What advice would you offer to others beginning or working on dissertations?

Think about all the possibilities for your work. It’s not news that everyone getting a doctorate in the humanities isn’t going to land a tenure-track job, and the dissertation could be an excellent opportunity for you to position yourself to launch into another field.

I always knew that I wanted to publish my dissertation commercially, so I worked with my advisor and my committee to ensure that I could keep a semi-commercial voice at its core. If your work has this same potential and you want to venture into the world of the public intellectual, try the same thing. If you’re interested in working in government, or in private industry, or as a high school teacher or journalist or consultant, also keep this in mind. The dissertation is an opportunity for you to prove yourself in any number of fields, not just academia. And you’ll save yourself time when it’s finished because you won’t have to translate an overly academic work into something more digestible for a different field.
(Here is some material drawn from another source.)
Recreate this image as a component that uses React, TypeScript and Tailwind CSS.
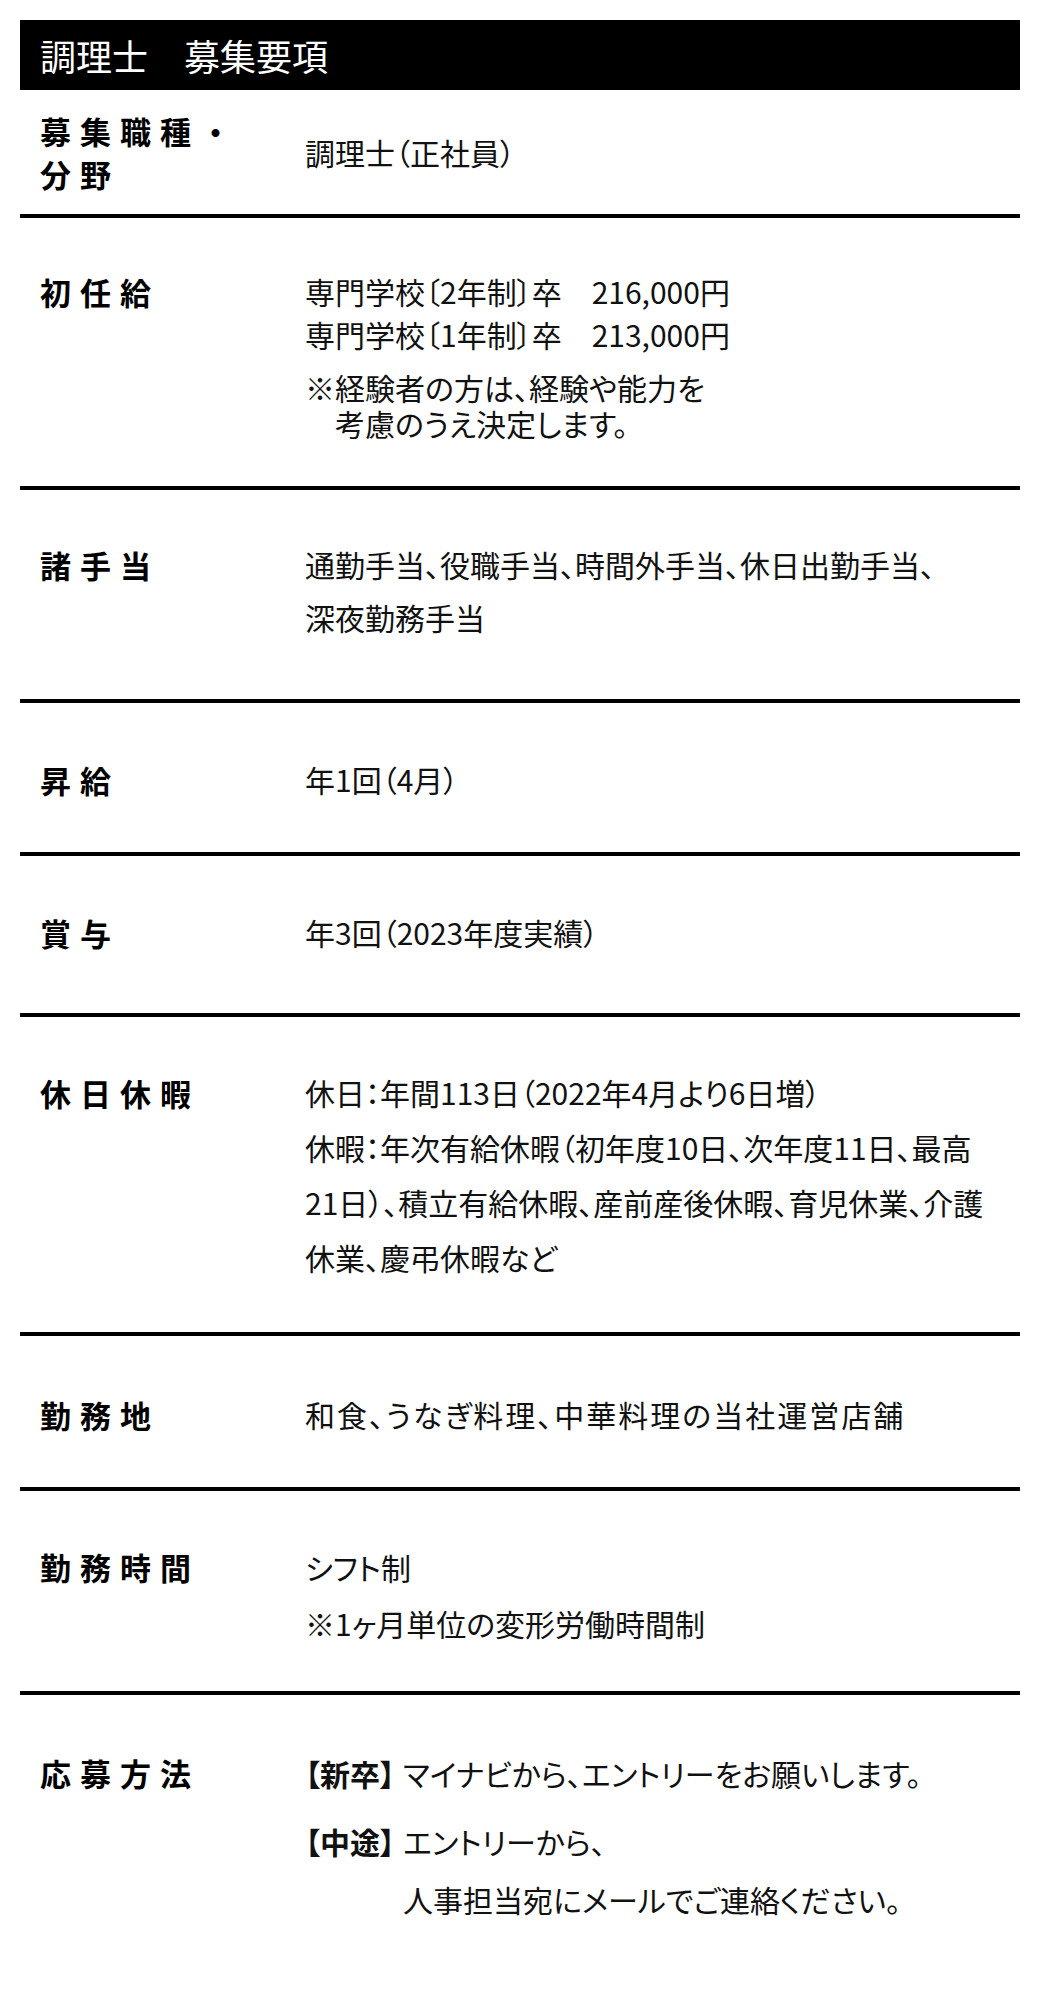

If you have any questions about this, or just want to talk about it more, anyone can feel free to email me at email me. I’d be happy to talk more about my transition, fellowship programs that ease academics into other fields, or anything else that might ease worried minds about the current disparity between the growing numbers of Ph.D.s produced every year and the piddling number of available academic jobs.

What would someone outside of your field take from your dissertation?

Many things, I hope! The biggest being a greater understanding of how a scrappy group of grassroots activists from across the country transformed how Americans think about drug use. And the second being the real possibility for exploring the role of unexpected things—marijuana for me, but it could be anything for someone else—in determining the shape and scope of the American experience and the construction of American identity.